20 years: supposedly close to an average of the sun’s barycentric velocity period.

60 years: kinda like three times the synodic period of Jupiter/Saturn. Why three times? Why not?

Third Post:  9.98, 10.9, and 11.86-year cycles. These are claimed to be

9.98 years: slightly different from a long-term average of the spring tidal period of Jupiter and Saturn.

10.9 years: may be related to a quasi 11-year solar cycle … or not.

11.86 years: Jupiter’s sidereal period.

The latest post, however, is simply unbeatable. It has no less than six different cycles, with periods of 9.1, 10.2, 21, 61, 115, and 983 years. I haven’t dared inquire too closely as to the antecedents of those choices, although I do love the “3” in the 983-year cycle.

I bring all of this up to do my best to discourage this kind of bogus curve fitting, whether it is using real-world forcings, “sunspot cycles”, or “astronomical cycles”. Why is it “bogus”? Because it uses tuned parameters, and as I showed above, when you use tuned parameters it is bozo simple to fit an arbitrary dataset using just about anything as input.

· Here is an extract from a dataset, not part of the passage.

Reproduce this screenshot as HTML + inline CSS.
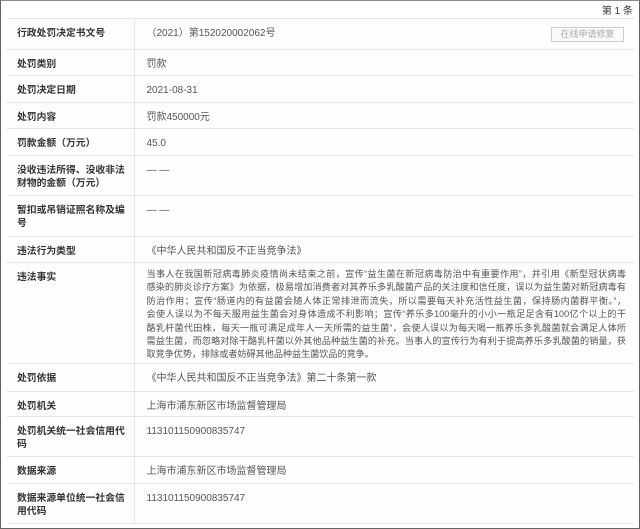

But heck, you don’t have to take my word for it. Here’s Freeman Dyson on the subject of the foolishness of using tunable parameters:

When I arrived in Fermi’s office, I handed the graphs to Fermi, but he hardly glanced at them. He invited me to sit down, and asked me in a friendly way about the health of my wife and our newborn baby son, now fifty years old. Then he delivered his verdict in a quiet, even voice. “There are two ways of doing calculations in theoretical physics”, he said. “One way, and this is the way I prefer, is to have a clear physical picture of the process that you are calculating. The other way is to have a precise and self-consistent mathematical formalism. You have neither.” I was slightly stunned, but ventured to ask him why he did not consider the pseudoscalar meson theory to be a self-consistent mathematical formalism.

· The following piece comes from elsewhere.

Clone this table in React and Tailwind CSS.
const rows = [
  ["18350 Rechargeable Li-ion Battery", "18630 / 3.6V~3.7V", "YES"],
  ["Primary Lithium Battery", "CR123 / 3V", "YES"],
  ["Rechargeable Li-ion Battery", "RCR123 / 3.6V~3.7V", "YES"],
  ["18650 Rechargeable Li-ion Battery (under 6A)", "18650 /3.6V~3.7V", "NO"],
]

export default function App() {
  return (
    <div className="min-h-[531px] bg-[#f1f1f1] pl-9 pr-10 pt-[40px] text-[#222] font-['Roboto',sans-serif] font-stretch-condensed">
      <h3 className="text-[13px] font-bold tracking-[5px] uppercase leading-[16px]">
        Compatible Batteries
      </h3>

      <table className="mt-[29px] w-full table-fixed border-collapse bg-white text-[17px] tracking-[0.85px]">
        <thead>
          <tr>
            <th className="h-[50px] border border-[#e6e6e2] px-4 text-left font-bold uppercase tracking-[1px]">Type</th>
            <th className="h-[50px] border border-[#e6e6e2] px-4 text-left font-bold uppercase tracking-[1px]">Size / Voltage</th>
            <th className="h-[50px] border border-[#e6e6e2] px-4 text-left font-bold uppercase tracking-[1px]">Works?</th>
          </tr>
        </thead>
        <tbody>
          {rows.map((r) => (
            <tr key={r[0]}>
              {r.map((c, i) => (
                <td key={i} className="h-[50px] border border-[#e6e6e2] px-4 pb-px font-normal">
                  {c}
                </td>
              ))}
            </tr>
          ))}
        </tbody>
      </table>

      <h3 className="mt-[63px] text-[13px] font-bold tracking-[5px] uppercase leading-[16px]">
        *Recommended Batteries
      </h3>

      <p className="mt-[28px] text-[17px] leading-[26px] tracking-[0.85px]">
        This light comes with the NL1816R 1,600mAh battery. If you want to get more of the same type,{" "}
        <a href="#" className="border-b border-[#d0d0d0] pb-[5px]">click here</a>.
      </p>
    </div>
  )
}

He replied, “Quantum electrodynamics is a good theory because the forces are weak, and when the formalism is ambiguous we have a clear physical picture to guide us.With the pseudoscalar meson theory there is no physical picture, and the forces are so strong that nothing converges. To reach your calculated results, you had to introduce arbitrary cut-off procedures that are not based either on solid physics or on solid mathematics.”

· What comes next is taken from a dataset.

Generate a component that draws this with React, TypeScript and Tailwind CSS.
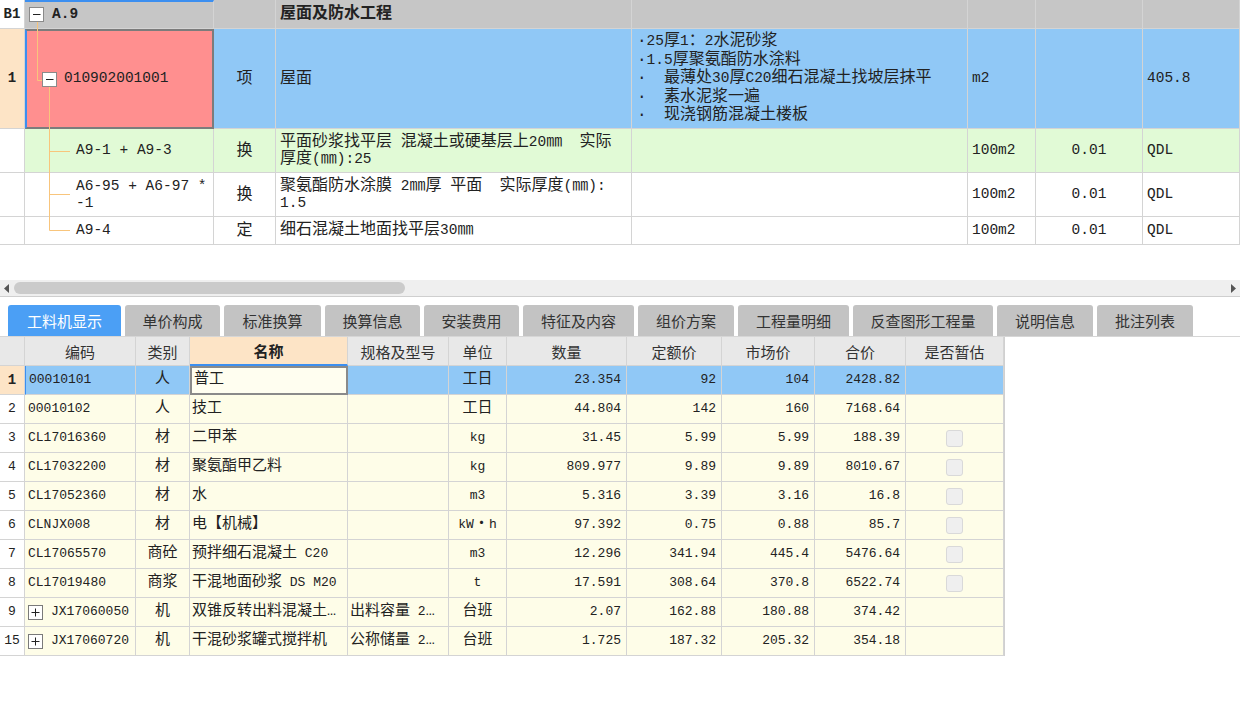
import React from "react";

// splits text so that ASCII runs can get their own (narrower) size
function Mix({ t, a }: { t: string; a: string }) {
  const parts = t.match(/[\x20-\x7e]+|[^\x20-\x7e]+/g) ?? [];
  return (
    <>
      {parts.map((p, i) =>
        /^[\x20-\x7e]/.test(p) ? (
          <span key={i} className={a}>
            {p}
          </span>
        ) : (
          <span key={i}>{p}</span>
        )
      )}
    </>
  );
}

const line = "shrink-0 border-r border-b border-[#d4d4d4] flex items-center";
const T = "text-[14.5px]";
const S = "text-[13px]";

const TreeLines = () => (
  <svg
    className="absolute left-0 top-0 pointer-events-none"
    width="214"
    height="245"
    viewBox="0 0 214 245"
  >
    <g stroke="#f8c57c" strokeWidth="1" fill="none">
      <path d="M37.5 22 V80.5 H42" />
      <path d="M49.5 87 V230.5 H70" />
      <path d="M49.5 151.5 H70" />
      <path d="M49.5 194.5 H70" />
    </g>
    <rect x="29.5" y="7.5" width="14" height="14" fill="#fff" stroke="#8a8a8a" />
    <path d="M33 14.5 H40.5" stroke="#222" />
    <rect x="42.5" y="72.5" width="14" height="14" fill="#fff" stroke="#8a8a8a" />
    <path d="M46 79.5 H53.5" stroke="#222" />
  </svg>
);

const tabs = [
  { name: "工料机显示", w: "w-[113px]" },
  { name: "单价构成", w: "w-[95px]" },
  { name: "标准换算", w: "w-[97px]" },
  { name: "换算信息", w: "w-[95px]" },
  { name: "安装费用", w: "w-[95px]" },
  { name: "特征及内容", w: "w-[111px]" },
  { name: "组价方案", w: "w-[96px]" },
  { name: "工程量明细", w: "w-[111px]" },
  { name: "反查图形工程量", w: "w-[140px]" },
  { name: "说明信息", w: "w-[96px]" },
  { name: "批注列表", w: "w-[96px]" },
];

interface Res {
  n: string;
  code: string;
  type: string;
  name: string;
  spec?: string;
  unit: string;
  qty: string;
  p1: string;
  p2: string;
  total: string;
  cb?: boolean;
  plus?: boolean;
}

const rows: Res[] = [
  { n: "1", code: "00010101", type: "人", name: "普工", unit: "工日", qty: "23.354", p1: "92", p2: "104", total: "2428.82" },
  { n: "2", code: "00010102", type: "人", name: "技工", unit: "工日", qty: "44.804", p1: "142", p2: "160", total: "7168.64" },
  { n: "3", code: "CL17016360", type: "材", name: "二甲苯", unit: "kg", qty: "31.45", p1: "5.99", p2: "5.99", total: "188.39", cb: true },
  { n: "4", code: "CL17032200", type: "材", name: "聚氨酯甲乙料", unit: "kg", qty: "809.977", p1: "9.89", p2: "9.89", total: "8010.67", cb: true },
  { n: "5", code: "CL17052360", type: "材", name: "水", unit: "m3", qty: "5.316", p1: "3.39", p2: "3.16", total: "16.8", cb: true },
  { n: "6", code: "CLNJX008", type: "材", name: "电【机械】", unit: "kW・h", qty: "97.392", p1: "0.75", p2: "0.88", total: "85.7", cb: true },
  { n: "7", code: "CL17065570", type: "商砼", name: "预拌细石混凝土 C20", unit: "m3", qty: "12.296", p1: "341.94", p2: "445.4", total: "5476.64", cb: true },
  { n: "8", code: "CL17019480", type: "商浆", name: "干混地面砂浆 DS M20", unit: "t", qty: "17.591", p1: "308.64", p2: "370.8", total: "6522.74", cb: true },
  { n: "9", code: "JX17060050", type: "机", name: "双锥反转出料混凝土…", spec: "出料容量 2…", unit: "台班", qty: "2.07", p1: "162.88", p2: "180.88", total: "374.42", plus: true },
  { n: "15", code: "JX17060720", type: "机", name: "干混砂浆罐式搅拌机", spec: "公称储量 2…", unit: "台班", qty: "1.725", p1: "187.32", p2: "205.32", total: "354.18", plus: true },
];

const PlusBox = () => (
  <span className="w-[15px] h-[15px] shrink-0 border border-[#7a7a7a] bg-white flex items-center justify-center">
    <svg width="9" height="9" viewBox="0 0 9 9">
      <path d="M0.5 4.5 H8.5 M4.5 0.5 V8.5" stroke="#222" strokeWidth="1" />
    </svg>
  </span>
);

function SubRow({
  h,
  bg,
  code,
  kind,
  name,
}: {
  h: string;
  bg: string;
  code: React.ReactNode;
  kind: string;
  name: React.ReactNode;
}) {
  return (
    <div className={`flex ${h}`}>
      <div className={`${line} w-[25px] bg-white`} />
      <div className={`${line} w-[189px] ${bg} pl-[51px] leading-[17px] ${T}`}>{code}</div>
      <div className={`${line} w-[62px] ${bg} justify-center`}>{kind}</div>
      <div className={`${line} w-[356px] ${bg} pl-[4px] leading-[17px] whitespace-pre`}>
        <div>{name}</div>
      </div>
      <div className={`${line} w-[336px] ${bg}`} />
      <div className={`${line} w-[68px] ${bg} pl-[4px] ${T}`}>100m2</div>
      <div className={`${line} w-[107px] ${bg} justify-center ${T}`}>0.01</div>
      <div className={`${line} w-[97px] ${bg} pl-[4px] ${T}`}>QDL</div>
    </div>
  );
}

export default function App() {
  const features = [
    "·25厚1：2水泥砂浆",
    "·1.5厚聚氨酯防水涂料",
    "·  最薄处30厚C20细石混凝土找坡层抹平",
    "·  素水泥浆一遍",
    "·  现浇钢筋混凝土楼板",
  ];

  return (
    <div className="w-[1240px] h-[704px] bg-white overflow-hidden text-[#222] font-['Liberation_Mono','Noto_Sans_CJK_SC',monospace]">
      {/* upper grid */}
      <div className="relative text-[16px]">
        <div className="flex h-[29px] bg-[#c6c6c6]">
          <div className={`${line} w-[25px] bg-white justify-center font-bold text-[14px]`}>B1</div>
          <div className={`${line} w-[189px] border-t-2 border-t-[#3c8ff0] pl-[27px] font-bold ${T}`}>A.9</div>
          <div className={`${line} w-[62px]`} />
          <div className={`${line} w-[356px] pl-[4px] font-bold`}>屋面及防水工程</div>
          <div className={`${line} w-[336px]`} />
          <div className={`${line} w-[68px]`} />
          <div className={`${line} w-[107px]`} />
          <div className={`${line} w-[97px]`} />
        </div>

        <div className="flex h-[100px] bg-[#90c8f6]">
          <div className={`${line} w-[25px] bg-[#fde4c6] justify-center font-bold text-[14px]`}>1</div>
          <div className="shrink-0 w-[189px] border-2 border-[#7c7c7c] border-l-[#3c8ff0] bg-[#ff8f8f] flex items-center pl-[37px]">
            <span className={T}>010902001001</span>
          </div>
          <div className={`${line} w-[62px] justify-center`}>项</div>
          <div className={`${line} w-[356px] pl-[4px]`}>屋面</div>
          <div className={`${line} w-[336px] pl-[5px]`}>
            <div className="leading-[18.5px] whitespace-pre">
              {features.map((f) => (
                <div key={f}>
                  <Mix t={f} a={T} />
                </div>
              ))}
            </div>
          </div>
          <div className={`${line} w-[68px] pl-[4px] ${T}`}>m2</div>
          <div className={`${line} w-[107px]`} />
          <div className={`${line} w-[97px] pl-[4px] ${T}`}>405.8</div>
        </div>

        <SubRow
          h="h-[44px]"
          bg="bg-[#e1fad6]"
          code="A9-1 + A9-3"
          kind="换"
          name={
            <>
              <Mix t="平面砂浆找平层 混凝土或硬基层上20㎜  实际" a={T} />
              <br />
              <Mix t="厚度(㎜):25" a={T} />
            </>
          }
        />
        <SubRow
          h="h-[44px]"
          bg="bg-white"
          code={
            <div>
              A6-95 + A6-97 *
              <br />
              -1
            </div>
          }
          kind="换"
          name={
            <>
              <Mix t="聚氨酯防水涂膜 2㎜厚 平面  实际厚度(㎜):" a={T} />
              <br />
              <span className={T}>1.5</span>
            </>
          }
        />
        <SubRow
          h="h-[28px]"
          bg="bg-white"
          code="A9-4"
          kind="定"
          name={<Mix t="细石混凝土地面找平层30㎜" a={T} />}
        />

        <TreeLines />
      </div>

      {/* horizontal scroll bar */}
      <div className="mt-[35px] h-[17px] bg-[#efefef] border-b border-[#cfcfcf] flex items-center">
        <svg className="ml-[4px]" width="5" height="9" viewBox="0 0 5 9">
          <path d="M5 0 L0 4.5 L5 9 Z" fill="#555" />
        </svg>
        <div className="ml-[5px] w-[391px] h-[12px] rounded-full bg-[#cbcbcb]" />
        <div className="flex-1" />
        <svg className="mr-[4px]" width="5" height="9" viewBox="0 0 5 9">
          <path d="M0 0 L5 4.5 L0 9 Z" fill="#555" />
        </svg>
      </div>

      {/* tabs */}
      <div className="h-[40px] pt-[8px] pl-[8px] flex gap-[4px] border-b border-[#d6d6d6] font-['Noto_Sans_CJK_SC',sans-serif] text-[15px]">
        {tabs.map((t, i) => (
          <div
            key={t.name}
            className={`${t.w} h-[31px] shrink-0 rounded-t-[3px] flex items-center justify-center leading-none ${
              i === 0 ? "bg-[#4b9ff5] text-white" : "bg-[#c3c3c3] text-[#333]"
            }`}
          >
            {t.name}
          </div>
        ))}
      </div>

      {/* resource grid */}
      <div className="w-[1005px] border-r border-[#d0d0d0] text-[15px]">
        <div className="flex h-[29px] bg-[#e8e8e8] text-[#333] font-['Noto_Sans_CJK_SC',sans-serif] leading-none">
          <div className={`${line} w-[25px]`} />
          <div className={`${line} w-[111px] justify-center`}>编码</div>
          <div className={`${line} w-[54px] justify-center`}>类别</div>
          <div className={`${line} w-[158px] justify-center bg-[#fde4c6] font-bold text-[#222] border-b-2 border-b-[#3c8ff0]`}>名称</div>
          <div className={`${line} w-[101px] justify-center`}>规格及型号</div>
          <div className={`${line} w-[58px] justify-center`}>单位</div>
          <div className={`${line} w-[120px] justify-center`}>数量</div>
          <div className={`${line} w-[95px] justify-center`}>定额价</div>
          <div className={`${line} w-[93px] justify-center`}>市场价</div>
          <div className={`${line} w-[91px] justify-center`}>合价</div>
          <div className={`${line} w-[98px] justify-center`}>是否暂估</div>
        </div>

        {rows.map((r, i) => {
          const sel = i === 0;
          const bg = sel ? "bg-[#90c8f6]" : "bg-[#fefde8]";
          return (
            <div key={r.n} className={`flex h-[29px] ${bg}`}>
              <div
                className={`${line} w-[25px] justify-center ${
                  sel ? "bg-[#fde4c6] font-bold text-[14px]" : "bg-white text-[13px]"
                }`}
              >
                {r.n}
              </div>
              <div className={`${line} w-[111px] pl-[3px] gap-[8px] ${S} ${sel ? "border-l border-l-[#3c8ff0]" : ""}`}>
                {r.plus && <PlusBox />}
                {r.code}
              </div>
              <div className={`${line} w-[54px] justify-center`}>{r.type}</div>
              {sel ? (
                <div className="shrink-0 w-[158px] border-2 border-[#8a8a8a] bg-[#fffef0] flex items-center pl-[2px]">
                  {r.name}
                </div>
              ) : (
                <div className={`${line} w-[158px] pl-[2px] whitespace-pre overflow-hidden`}>
                  <Mix t={r.name} a={S} />
                </div>
              )}
              <div className={`${line} w-[101px] pl-[2px] whitespace-pre overflow-hidden`}>
                {r.spec && <Mix t={r.spec} a={S} />}
              </div>
              <div className={`${line} w-[58px] justify-center`}>
                <Mix t={r.unit} a={S} />
              </div>
              <div className={`${line} w-[120px] justify-end pr-[5px] ${S}`}>{r.qty}</div>
              <div className={`${line} w-[95px] justify-end pr-[5px] ${S}`}>{r.p1}</div>
              <div className={`${line} w-[93px] justify-end pr-[5px] ${S}`}>{r.p2}</div>
              <div className={`${line} w-[91px] justify-end pr-[5px] ${S}`}>{r.total}</div>
              <div className={`${line} w-[98px] justify-center`}>
                {r.cb && (
                  <span className="w-[17px] h-[17px] rounded-[3px] border border-[#d9d9d9] bg-[#efefef]" />
                )}
              </div>
            </div>
          );
        })}
      </div>
    </div>
  );
}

In desperation I asked Fermi whether he was not impressed by the agreement between our calculated numbers and his measured numbers. He replied, “How many arbitrary parameters did you use for your calculations?” I thought for a moment about our cut-off procedures and said, “Four.” He said, “I remember my friend Johnny von Neumann used to say, with four parameters I can fit an elephant, and with five I can make him wiggle his trunk.” With that, the conversation was over. I thanked Fermi for his time and trouble, and sadly took the next bus back to Ithaca to tell the bad news to the students.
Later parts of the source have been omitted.